Stored data:
####

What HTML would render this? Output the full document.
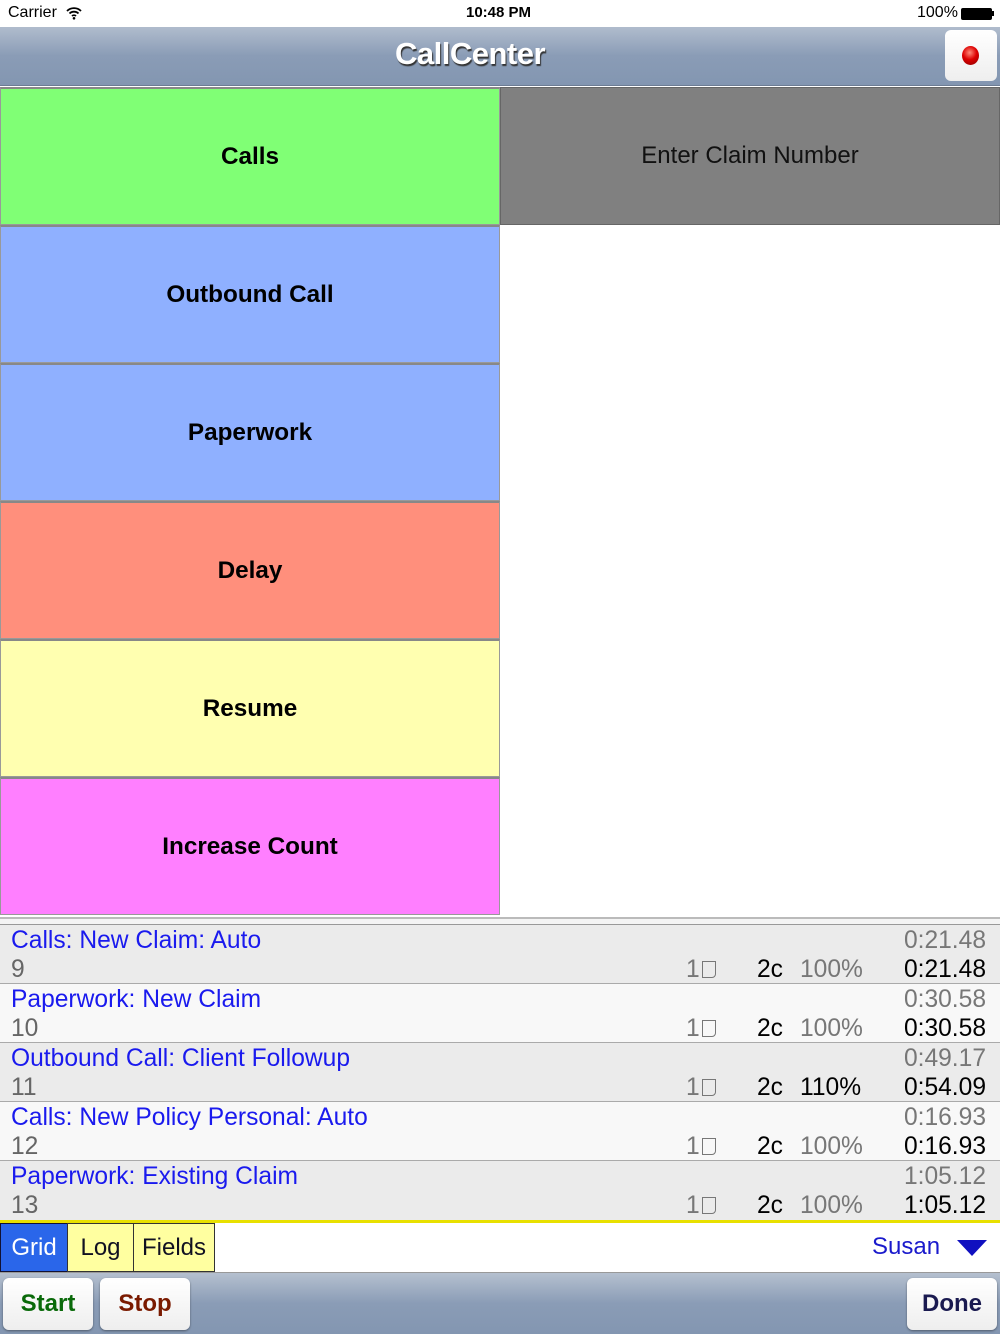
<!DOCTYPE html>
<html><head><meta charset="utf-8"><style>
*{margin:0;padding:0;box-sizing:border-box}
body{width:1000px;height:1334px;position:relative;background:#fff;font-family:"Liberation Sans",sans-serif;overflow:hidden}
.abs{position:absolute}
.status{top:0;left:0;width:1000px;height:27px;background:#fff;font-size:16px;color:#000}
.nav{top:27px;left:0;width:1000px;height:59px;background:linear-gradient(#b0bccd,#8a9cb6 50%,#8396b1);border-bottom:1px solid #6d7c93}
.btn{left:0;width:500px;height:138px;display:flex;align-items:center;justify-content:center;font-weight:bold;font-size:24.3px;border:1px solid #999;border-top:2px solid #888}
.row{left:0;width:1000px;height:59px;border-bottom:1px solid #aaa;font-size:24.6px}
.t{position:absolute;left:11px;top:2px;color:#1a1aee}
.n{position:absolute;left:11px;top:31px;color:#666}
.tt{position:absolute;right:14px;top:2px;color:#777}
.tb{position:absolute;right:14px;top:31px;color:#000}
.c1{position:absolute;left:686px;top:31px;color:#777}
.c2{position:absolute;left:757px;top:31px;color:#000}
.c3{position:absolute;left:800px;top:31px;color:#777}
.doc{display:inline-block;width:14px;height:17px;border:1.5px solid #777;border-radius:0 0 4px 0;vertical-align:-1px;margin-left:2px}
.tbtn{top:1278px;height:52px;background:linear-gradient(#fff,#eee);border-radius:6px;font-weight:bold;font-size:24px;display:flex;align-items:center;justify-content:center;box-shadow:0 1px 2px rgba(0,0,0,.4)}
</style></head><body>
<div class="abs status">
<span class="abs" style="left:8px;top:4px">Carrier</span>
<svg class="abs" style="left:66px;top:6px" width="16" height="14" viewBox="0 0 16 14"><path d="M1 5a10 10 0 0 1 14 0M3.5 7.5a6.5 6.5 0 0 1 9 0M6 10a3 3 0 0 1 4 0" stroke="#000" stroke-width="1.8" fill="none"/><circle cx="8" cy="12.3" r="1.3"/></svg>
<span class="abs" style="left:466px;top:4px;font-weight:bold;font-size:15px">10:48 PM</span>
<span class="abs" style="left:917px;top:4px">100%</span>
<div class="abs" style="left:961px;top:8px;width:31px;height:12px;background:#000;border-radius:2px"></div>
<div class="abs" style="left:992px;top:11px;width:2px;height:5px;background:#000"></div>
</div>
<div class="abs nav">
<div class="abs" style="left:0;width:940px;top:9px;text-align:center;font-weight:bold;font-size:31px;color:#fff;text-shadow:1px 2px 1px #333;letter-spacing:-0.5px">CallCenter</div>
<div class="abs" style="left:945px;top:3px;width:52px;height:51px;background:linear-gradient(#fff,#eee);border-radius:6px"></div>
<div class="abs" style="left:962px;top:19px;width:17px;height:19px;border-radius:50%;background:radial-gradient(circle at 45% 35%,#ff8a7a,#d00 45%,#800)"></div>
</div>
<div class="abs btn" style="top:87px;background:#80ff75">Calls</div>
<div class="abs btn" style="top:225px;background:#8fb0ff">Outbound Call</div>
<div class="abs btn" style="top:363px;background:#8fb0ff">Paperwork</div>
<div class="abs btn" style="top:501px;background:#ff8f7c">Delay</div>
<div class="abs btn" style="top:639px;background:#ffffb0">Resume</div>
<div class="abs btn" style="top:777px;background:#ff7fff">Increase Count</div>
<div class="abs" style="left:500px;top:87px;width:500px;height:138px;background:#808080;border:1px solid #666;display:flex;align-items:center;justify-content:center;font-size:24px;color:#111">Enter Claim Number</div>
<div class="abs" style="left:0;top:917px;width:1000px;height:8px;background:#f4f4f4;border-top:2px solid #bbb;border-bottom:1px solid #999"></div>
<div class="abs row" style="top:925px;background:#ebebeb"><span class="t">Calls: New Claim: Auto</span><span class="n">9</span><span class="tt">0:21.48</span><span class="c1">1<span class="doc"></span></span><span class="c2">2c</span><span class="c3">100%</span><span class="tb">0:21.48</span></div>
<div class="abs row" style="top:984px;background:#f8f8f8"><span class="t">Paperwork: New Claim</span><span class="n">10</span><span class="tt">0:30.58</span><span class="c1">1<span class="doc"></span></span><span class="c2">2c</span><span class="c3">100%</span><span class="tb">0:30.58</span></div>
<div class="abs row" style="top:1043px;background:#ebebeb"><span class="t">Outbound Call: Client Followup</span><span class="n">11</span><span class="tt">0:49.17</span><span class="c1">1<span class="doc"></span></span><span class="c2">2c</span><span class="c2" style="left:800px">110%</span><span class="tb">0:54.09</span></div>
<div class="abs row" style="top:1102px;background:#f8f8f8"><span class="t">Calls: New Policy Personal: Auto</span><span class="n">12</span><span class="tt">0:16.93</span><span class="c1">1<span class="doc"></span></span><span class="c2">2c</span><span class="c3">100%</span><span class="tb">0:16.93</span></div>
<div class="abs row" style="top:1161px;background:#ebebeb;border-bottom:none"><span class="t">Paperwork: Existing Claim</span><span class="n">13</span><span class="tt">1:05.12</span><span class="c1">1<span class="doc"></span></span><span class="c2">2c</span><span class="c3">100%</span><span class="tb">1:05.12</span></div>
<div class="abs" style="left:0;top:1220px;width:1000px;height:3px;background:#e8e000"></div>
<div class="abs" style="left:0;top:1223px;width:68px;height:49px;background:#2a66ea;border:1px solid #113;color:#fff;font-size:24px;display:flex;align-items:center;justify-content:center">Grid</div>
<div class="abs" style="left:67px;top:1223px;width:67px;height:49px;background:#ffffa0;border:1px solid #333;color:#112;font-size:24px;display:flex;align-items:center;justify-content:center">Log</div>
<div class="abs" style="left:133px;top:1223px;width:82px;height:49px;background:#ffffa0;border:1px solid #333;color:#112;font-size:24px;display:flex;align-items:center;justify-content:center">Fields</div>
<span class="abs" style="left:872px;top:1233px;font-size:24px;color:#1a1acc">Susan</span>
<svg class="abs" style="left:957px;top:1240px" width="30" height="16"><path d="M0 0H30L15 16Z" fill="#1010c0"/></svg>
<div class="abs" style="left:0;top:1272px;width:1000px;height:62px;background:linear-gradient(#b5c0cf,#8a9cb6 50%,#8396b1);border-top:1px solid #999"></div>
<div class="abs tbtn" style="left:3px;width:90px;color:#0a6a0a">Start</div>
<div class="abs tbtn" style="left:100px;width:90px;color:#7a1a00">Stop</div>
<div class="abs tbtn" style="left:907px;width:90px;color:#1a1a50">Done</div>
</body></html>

####

Instructions for the task:
Omit every picture, then repeat the remaining data exactly as it appears above.

Solution below:
What HTML would render this? Output the full document.
<!DOCTYPE html>
<html><head><meta charset="utf-8"><style>
*{margin:0;padding:0;box-sizing:border-box}
body{width:1000px;height:1334px;position:relative;background:#fff;font-family:"Liberation Sans",sans-serif;overflow:hidden}
.abs{position:absolute}
.status{top:0;left:0;width:1000px;height:27px;background:#fff;font-size:16px;color:#000}
.nav{top:27px;left:0;width:1000px;height:59px;background:linear-gradient(#b0bccd,#8a9cb6 50%,#8396b1);border-bottom:1px solid #6d7c93}
.btn{left:0;width:500px;height:138px;display:flex;align-items:center;justify-content:center;font-weight:bold;font-size:24.3px;border:1px solid #999;border-top:2px solid #888}
.row{left:0;width:1000px;height:59px;border-bottom:1px solid #aaa;font-size:24.6px}
.t{position:absolute;left:11px;top:2px;color:#1a1aee}
.n{position:absolute;left:11px;top:31px;color:#666}
.tt{position:absolute;right:14px;top:2px;color:#777}
.tb{position:absolute;right:14px;top:31px;color:#000}
.c1{position:absolute;left:686px;top:31px;color:#777}
.c2{position:absolute;left:757px;top:31px;color:#000}
.c3{position:absolute;left:800px;top:31px;color:#777}
.doc{display:inline-block;width:14px;height:17px;border:1.5px solid #777;border-radius:0 0 4px 0;vertical-align:-1px;margin-left:2px}
.tbtn{top:1278px;height:52px;background:linear-gradient(#fff,#eee);border-radius:6px;font-weight:bold;font-size:24px;display:flex;align-items:center;justify-content:center;box-shadow:0 1px 2px rgba(0,0,0,.4)}
</style></head><body>
<div class="abs status">
<span class="abs" style="left:8px;top:4px">Carrier</span>
<svg class="abs" style="left:66px;top:6px" width="16" height="14" viewBox="0 0 16 14"><path d="M1 5a10 10 0 0 1 14 0M3.5 7.5a6.5 6.5 0 0 1 9 0M6 10a3 3 0 0 1 4 0" stroke="#000" stroke-width="1.8" fill="none"/><circle cx="8" cy="12.3" r="1.3"/></svg>
<span class="abs" style="left:466px;top:4px;font-weight:bold;font-size:15px">10:48 PM</span>
<span class="abs" style="left:917px;top:4px">100%</span>
<div class="abs" style="left:961px;top:8px;width:31px;height:12px;background:#000;border-radius:2px"></div>
<div class="abs" style="left:992px;top:11px;width:2px;height:5px;background:#000"></div>
</div>
<div class="abs nav">
<div class="abs" style="left:0;width:940px;top:9px;text-align:center;font-weight:bold;font-size:31px;color:#fff;text-shadow:1px 2px 1px #333;letter-spacing:-0.5px">CallCenter</div>
<div class="abs" style="left:945px;top:3px;width:52px;height:51px;background:linear-gradient(#fff,#eee);border-radius:6px"></div>
<div class="abs" style="left:962px;top:19px;width:17px;height:19px;border-radius:50%;background:radial-gradient(circle at 45% 35%,#ff8a7a,#d00 45%,#800)"></div>
</div>
<div class="abs btn" style="top:87px;background:#80ff75">Calls</div>
<div class="abs btn" style="top:225px;background:#8fb0ff">Outbound Call</div>
<div class="abs btn" style="top:363px;background:#8fb0ff">Paperwork</div>
<div class="abs btn" style="top:501px;background:#ff8f7c">Delay</div>
<div class="abs btn" style="top:639px;background:#ffffb0">Resume</div>
<div class="abs btn" style="top:777px;background:#ff7fff">Increase Count</div>
<div class="abs" style="left:500px;top:87px;width:500px;height:138px;background:#808080;border:1px solid #666;display:flex;align-items:center;justify-content:center;font-size:24px;color:#111">Enter Claim Number</div>
<div class="abs" style="left:0;top:917px;width:1000px;height:8px;background:#f4f4f4;border-top:2px solid #bbb;border-bottom:1px solid #999"></div>
<div class="abs row" style="top:925px;background:#ebebeb"><span class="t">Calls: New Claim: Auto</span><span class="n">9</span><span class="tt">0:21.48</span><span class="c1">1<span class="doc"></span></span><span class="c2">2c</span><span class="c3">100%</span><span class="tb">0:21.48</span></div>
<div class="abs row" style="top:984px;background:#f8f8f8"><span class="t">Paperwork: New Claim</span><span class="n">10</span><span class="tt">0:30.58</span><span class="c1">1<span class="doc"></span></span><span class="c2">2c</span><span class="c3">100%</span><span class="tb">0:30.58</span></div>
<div class="abs row" style="top:1043px;background:#ebebeb"><span class="t">Outbound Call: Client Followup</span><span class="n">11</span><span class="tt">0:49.17</span><span class="c1">1<span class="doc"></span></span><span class="c2">2c</span><span class="c2" style="left:800px">110%</span><span class="tb">0:54.09</span></div>
<div class="abs row" style="top:1102px;background:#f8f8f8"><span class="t">Calls: New Policy Personal: Auto</span><span class="n">12</span><span class="tt">0:16.93</span><span class="c1">1<span class="doc"></span></span><span class="c2">2c</span><span class="c3">100%</span><span class="tb">0:16.93</span></div>
<div class="abs row" style="top:1161px;background:#ebebeb;border-bottom:none"><span class="t">Paperwork: Existing Claim</span><span class="n">13</span><span class="tt">1:05.12</span><span class="c1">1<span class="doc"></span></span><span class="c2">2c</span><span class="c3">100%</span><span class="tb">1:05.12</span></div>
<div class="abs" style="left:0;top:1220px;width:1000px;height:3px;background:#e8e000"></div>
<div class="abs" style="left:0;top:1223px;width:68px;height:49px;background:#2a66ea;border:1px solid #113;color:#fff;font-size:24px;display:flex;align-items:center;justify-content:center">Grid</div>
<div class="abs" style="left:67px;top:1223px;width:67px;height:49px;background:#ffffa0;border:1px solid #333;color:#112;font-size:24px;display:flex;align-items:center;justify-content:center">Log</div>
<div class="abs" style="left:133px;top:1223px;width:82px;height:49px;background:#ffffa0;border:1px solid #333;color:#112;font-size:24px;display:flex;align-items:center;justify-content:center">Fields</div>
<span class="abs" style="left:872px;top:1233px;font-size:24px;color:#1a1acc">Susan</span>
<svg class="abs" style="left:957px;top:1240px" width="30" height="16"><path d="M0 0H30L15 16Z" fill="#1010c0"/></svg>
<div class="abs" style="left:0;top:1272px;width:1000px;height:62px;background:linear-gradient(#b5c0cf,#8a9cb6 50%,#8396b1);border-top:1px solid #999"></div>
<div class="abs tbtn" style="left:3px;width:90px;color:#0a6a0a">Start</div>
<div class="abs tbtn" style="left:100px;width:90px;color:#7a1a00">Stop</div>
<div class="abs tbtn" style="left:907px;width:90px;color:#1a1a50">Done</div>
</body></html>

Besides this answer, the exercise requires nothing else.